Preexiste em potência, na matéria. É outra maneira de dizer que a
matéria é pura potência: existem nela, em potência, as formas de
todos os seres puramente materiais; ou, por outras palavras, pode,
como elemento passivo, dar origem a todas elas. Por outro lado,
quando é obra duma ação inteligente, preexiste também, como
exemplar, na inteligência daquele que a imprime à matéria. Assim,
no espírito do escultor, antes de começado o seu trabalho, existe a
forma, a idéia, o exemplar, da estátua que vai extrair do
mármore. Mais adiante voltaremos a este assunto.

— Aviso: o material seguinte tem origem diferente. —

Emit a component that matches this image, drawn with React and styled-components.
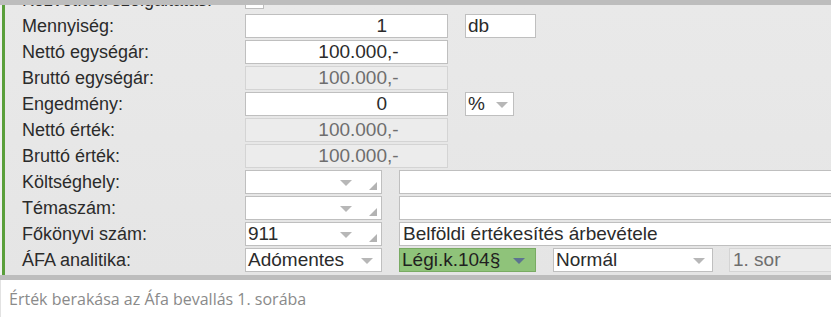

A matéria-prima da metafísica pode aproximar-se de noções à
primeira vista muito afastadas dela. Por exemplo (Sertillanges
insiste nesse ponto), da noção do devir em certas filosofias; de fato,
como adiante veremos, ela é o substrato e o princípio real da
evolução das coisas. Ou da noção do espaço em algumas teorias físicas,
que não consideram o espaço geométrico, abstrato, mas um espaço
físico, real, sede de determinadas propriedades, potencial e
receptivo como a matéria-prima. Pelo contrário, não deve ser
confundida com a matéria dos físicos. A física entende por esse
nome os últimos constituintes conhecidos dos corpos; mas esses
constituintes são organizados, têm maneiras de ser suas, formas,
numa palavra; não são a matéria-prima, mas compostos de forma e
matéria; para a metafísica, são matéria-segunda.

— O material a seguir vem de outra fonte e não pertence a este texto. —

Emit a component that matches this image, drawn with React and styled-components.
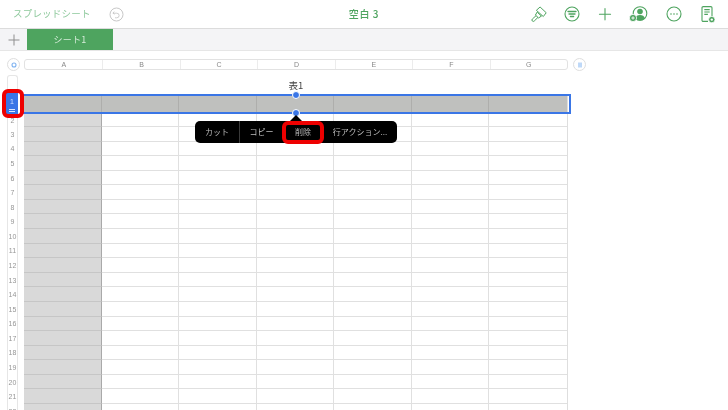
import React from "react";
import styled, { createGlobalStyle } from "styled-components";

const Global = createGlobalStyle`
  html, body { margin: 0; padding: 0; background: #fff; }
  body { font-family: "Noto Sans CJK JP", "Noto Sans", sans-serif; }
  #root { width: 728px; height: 410px; overflow: hidden; }
`;

const Page = styled.div`
  width: 728px; height: 410px; display: flex; flex-direction: column;
  overflow: hidden; background: #fff; filter: blur(0.3px);
`;
const TopBar = styled.header`
  height: 28px; flex: none; display: grid; grid-template-columns: 1fr auto 1fr;
  align-items: center; border-bottom: 1px solid #dcdcdc; color: #4ea45f;
`;
const TopLeft = styled.div`
  display: flex; align-items: center; gap: 18px; padding-left: 13px;
`;
const BackLabel = styled.span`
  font-size: 9.5px; color: #8fc99d; letter-spacing: 0.2px; line-height: 1;
`;
const Title = styled.div`
  font-size: 10px; font-weight: 500; color: #4ea45f; letter-spacing: 0.6px; line-height: 1;
`;
const TopRight = styled.div`
  display: flex; justify-content: flex-end; align-items: center; gap: 14px; padding-right: 10px;
`;
const TabBar = styled.div`
  height: 21px; flex: none; display: flex; background: #f4f4f6; border-bottom: 1px solid #e6e6e6;
`;
const AddTab = styled.div`
  width: 27px; display: flex; align-items: center; justify-content: center;
`;
const Tab = styled.div`
  width: 86px; background: #4ea45f; color: #d5ecd9; font-size: 9px; line-height: 1;
  display: flex; align-items: center; justify-content: center; letter-spacing: 0.3px;
`;
const Sheet = styled.main`
  position: relative; flex: 1; min-height: 0; padding-top: 8px; overflow: hidden;
`;
const ColBar = styled.div`
  display: flex; align-items: center; height: 11px; padding-left: 7px;
`;
const Knob = styled.div`
  width: 13px; height: 13px; border-radius: 50%; border: 1px solid #dedede; background: #fff;
  display: flex; align-items: center; justify-content: center; flex: none; box-sizing: border-box;
`;
const ColHeaders = styled.div`
  margin-left: 4px; margin-right: 5px; width: 544px; height: 11px; display: grid;
  grid-template-columns: repeat(7, 1fr); border: 1px solid #e2e2e2; border-radius: 3px; box-sizing: border-box;
`;
const ColHead = styled.div`
  font-family: "Liberation Sans", sans-serif; font-size: 7px; color: #888; line-height: 9px; text-align: center;
  border-left: ${p => (p.$first ? "none" : "1px solid #ececec")};
`;
const TableTitle = styled.div`
  height: 25px; width: 592px; text-align: center; font-size: 9.5px; line-height: 1; color: #444; padding-top: 11px;
  box-sizing: border-box;
`;
const Body = styled.div`
  display: flex; align-items: flex-start; padding-left: 7px;
`;
const RowHeads = styled.div`
  width: 11px; flex: none; margin-top: -20px; border: 1px solid #e6e6e6; border-bottom: none;
  border-radius: 3px 3px 0 0; box-sizing: border-box; padding-top: 19px;
`;
const RowHead = styled.div`
  height: ${p => p.$h}px; font-family: "Liberation Sans", sans-serif; font-size: 7px; color: #969696;
  display: flex; align-items: center; justify-content: center;
`;
const SelectedHead = styled.div`
  position: absolute; left: 6px; top: 42px; width: 13px; height: 22px; background: #3a76e6; color: #cfe0ff;
  font-family: "Liberation Sans", sans-serif; font-size: 7px; text-align: center; line-height: 18px;
  border-right: 1px solid #fff; box-sizing: border-box;
  &::after {
    content: ""; position: absolute; left: 3px; right: 3px; bottom: 3px; height: 1px;
    border-top: 1px solid #dfe9ff; border-bottom: 1px solid #dfe9ff;
  }
`;
const Grid = styled.div`
  margin-left: 6px; width: 544px; display: grid; grid-template-columns: repeat(7, 1fr);
  border-right: 1px solid #dedede; box-sizing: border-box;
`;
const Cell = styled.div`
  height: ${p => p.$h}px; box-sizing: border-box;
  background: ${p => (p.$kind === "head" ? "#bfc0be" : p.$kind === "col" ? "#d9d9d9" : "#fff")};
  border-bottom: 1px solid ${p => (p.$kind === "col" ? "#c6c6c6" : p.$kind === "head" ? "#bfc0be" : "#e0e0e0")};
  border-right: 1px solid ${p => (p.$kind === "head" ? "#aeaeac" : p.$kind === "col" ? "#a9a9a9" : "#e0e0e0")};
  &:nth-child(7n) { border-right: none; }
`;
const RowSelection = styled.div`
  position: absolute; left: 22px; top: 43px; width: 549px; height: 20px; border: 2px solid #3a76e6;
  box-sizing: border-box; pointer-events: none;
`;
const Handle = styled.div`
  position: absolute; left: 293px; top: ${p => p.$top}px; width: 6px; height: 6px; border-radius: 50%;
  background: #3a76e6; border: 1px solid #fff; box-sizing: content-box; margin: -1px;
`;
const Menu = styled.div`
  position: absolute; left: 195px; top: 70px; height: 22px; display: flex; align-items: center;
  background: #000; border-radius: 5px; color: #bcbcbc; font-size: 8px; line-height: 1;
  &::before {
    content: ""; position: absolute; left: 95px; top: -6px; border-left: 6px solid transparent;
    border-right: 6px solid transparent; border-bottom: 6px solid #000;
  }
`;
const MenuItem = styled.div`
  width: ${p => p.$w}px; height: 100%; display: flex; align-items: center; justify-content: center;
  border-left: ${p => (p.$div ? "1px solid #3a3a3a" : "none")}; box-sizing: border-box;
`;
const RedBox = styled.div`
  position: absolute; left: ${p => p.$l}px; top: ${p => p.$t}px; width: ${p => p.$w}px; height: ${p => p.$h}px;
  border: 4px solid #ee0000; border-radius: 6px; box-sizing: border-box; pointer-events: none;
`;

const G = "#4ea45f";
const Ico = ({ s = 20, children }) => (
  <svg width={s} height={s} viewBox="0 0 20 20" fill="none" stroke={G} strokeWidth="1.1" strokeLinecap="round" strokeLinejoin="round">
    {children}
  </svg>
);

const COLS = ["A", "B", "C", "D", "E", "F", "G"];
const ROW_H = 14.58;

export default function App() {
  const rows = Array.from({ length: 21 }, (_, i) => i + 2);
  return (
    <Page>
      <Global />
      <TopBar>
        <TopLeft>
          <BackLabel>スプレッドシート</BackLabel>
          <svg width="15" height="15" viewBox="0 0 15 15" fill="none" stroke="#c8c8c8" strokeWidth="1">
            <circle cx="7.5" cy="7.5" r="6.5" />
            <path d="M5.2 4.6 3.9 6.2l1.7 1M4.2 6.2h3.6a2.3 2.3 0 0 1 0 4.6H6" strokeWidth="0.9" />
          </svg>
        </TopLeft>
        <Title>空白 3</Title>
        <TopRight>
          <Ico s={18}>
            <path d="M11.5 2.5 18 8.6l-3.2 4.2-7.4-6.6z" />
            <path d="m8.5 8.5 3.5 3.2" />
            <path d="m8 7.8-2 3.4 3.6 3.2 3.2-2.2" />
            <path d="m6.6 12-4 3.6a1.5 1.5 0 0 0 2.1 2.2l3.9-3.8" />
          </Ico>
          <Ico>
            <circle cx="10" cy="10" r="7" />
            <path d="M6 7.5h8M7 10h6M8.4 12.5h3.2" strokeWidth="1.3" />
          </Ico>
          <Ico s={18}>
            <path d="M10 4v12.5M3.8 10.2h12.4" strokeWidth="1.2" />
          </Ico>
          <svg width="22" height="20" viewBox="0 0 22 20" fill="none">
            <circle cx="12" cy="9.5" r="6.8" stroke={G} strokeWidth="1.1" />
            <circle cx="12" cy="7.5" r="2.8" fill={G} />
            <path d="M7 14.6c.6-2.6 2.6-3.6 5-3.6s4.4 1 5 3.6a6.8 6.8 0 0 1-10 0z" fill={G} />
            <circle cx="5" cy="14" r="3.6" fill={G} stroke="#fff" strokeWidth="0.8" />
            <path d="M5 12.3v3.4M3.3 14h3.4" stroke="#fff" strokeWidth="0.9" />
          </svg>
          <Ico>
            <circle cx="10" cy="10" r="7" />
            <circle cx="7" cy="10" r="0.8" fill={G} stroke="none" />
            <circle cx="10" cy="10" r="0.8" fill={G} stroke="none" />
            <circle cx="13" cy="10" r="0.8" fill={G} stroke="none" />
          </Ico>
          <svg width="20" height="20" viewBox="0 0 20 20" fill="none" stroke={G} strokeWidth="1.1">
            <path d="M14 13V3.8a1.2 1.2 0 0 0-1.2-1.2H5.2A1.2 1.2 0 0 0 4 3.8v12.4a1.2 1.2 0 0 0 1.2 1.2H10" />
            <path d="M6.3 5.6h5.4M6.3 8h5.4M6.3 10.4h3.6" />
            <circle cx="13.8" cy="15.6" r="3.2" fill={G} stroke="#fff" strokeWidth="0.8" />
            <circle cx="13.8" cy="15.6" r="1.2" fill="#fff" stroke="none" />
          </svg>
        </TopRight>
      </TopBar>
      <TabBar>
        <AddTab>
          <svg width="12" height="12" viewBox="0 0 12 12" stroke="#8e8e8e" strokeWidth="1">
            <path d="M6 .5v11M.5 6h11" />
          </svg>
        </AddTab>
        <Tab>シート1</Tab>
      </TabBar>
      <Sheet>
        <ColBar>
          <Knob>
            <svg width="6" height="6" viewBox="0 0 6 6" fill="none" stroke="#7fb2f0" strokeWidth="1.1">
              <circle cx="3" cy="3" r="2" />
            </svg>
          </Knob>
          <ColHeaders>
            {COLS.map((c, i) => (
              <ColHead key={c} $first={i === 0}>{c}</ColHead>
            ))}
          </ColHeaders>
          <Knob>
            <svg width="6" height="6" viewBox="0 0 6 6" stroke="#7fb2f0" strokeWidth="1">
              <path d="M2 .5v5M4 .5v5" />
            </svg>
          </Knob>
        </ColBar>
        <TableTitle>表1</TableTitle>
        <Body>
          <RowHeads>
            <RowHead $h={19} />
            {rows.map((n, i) => (
              <RowHead key={n} $h={i === 0 ? 13 : ROW_H}>{n}</RowHead>
            ))}
          </RowHeads>
          <Grid>
            {COLS.map(c => <Cell key={c} $h={19} $kind="head" />)}
            {rows.map((n, i) =>
              COLS.map((c, j) => (
                <Cell key={c + n} $h={i === 0 ? 13 : ROW_H} $kind={j === 0 ? "col" : "cell"} />
              ))
            )}
          </Grid>
        </Body>
        <SelectedHead>1</SelectedHead>
        <RowSelection />
        <Handle $top={41} />
        <Handle $top={59} />
        <Menu>
          <MenuItem $w={44}>カット</MenuItem>
          <MenuItem $w={44} $div>コピー</MenuItem>
          <MenuItem $w={40}>削除</MenuItem>
          <MenuItem $w={74}>行アクション...</MenuItem>
        </Menu>
        <RedBox $l={282} $t={70} $w={42} $h={23} />
        <RedBox $l={2} $t={38} $w={22} $h={29} />
      </Sheet>
    </Page>
  );
}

Também na ordem da essência pode haver ato puro, isto é, são
possíveis seres em que não haja outra composição de ato e potência
senão a de essência e existência de que atrás falei. Tais seres
serão imateriais, visto que, por definição, não têm elementos
que possam tornar-se em outros seres. É costume chamar-lhes formas
puras, para os distinguir do ato puro, em absoluto, em que nem mesmo
há composição de existência e essência. Mas a palavra forma não
é aqui tomada no seu sentido próprio; é preciso não o esquecer,
para evitar o perigo de se olharem as formas propriamente ditas como
verdadeiros seres imateriais, associados, simplesmente, a uma
matéria, à qual não sejam intrinsecamente unidos.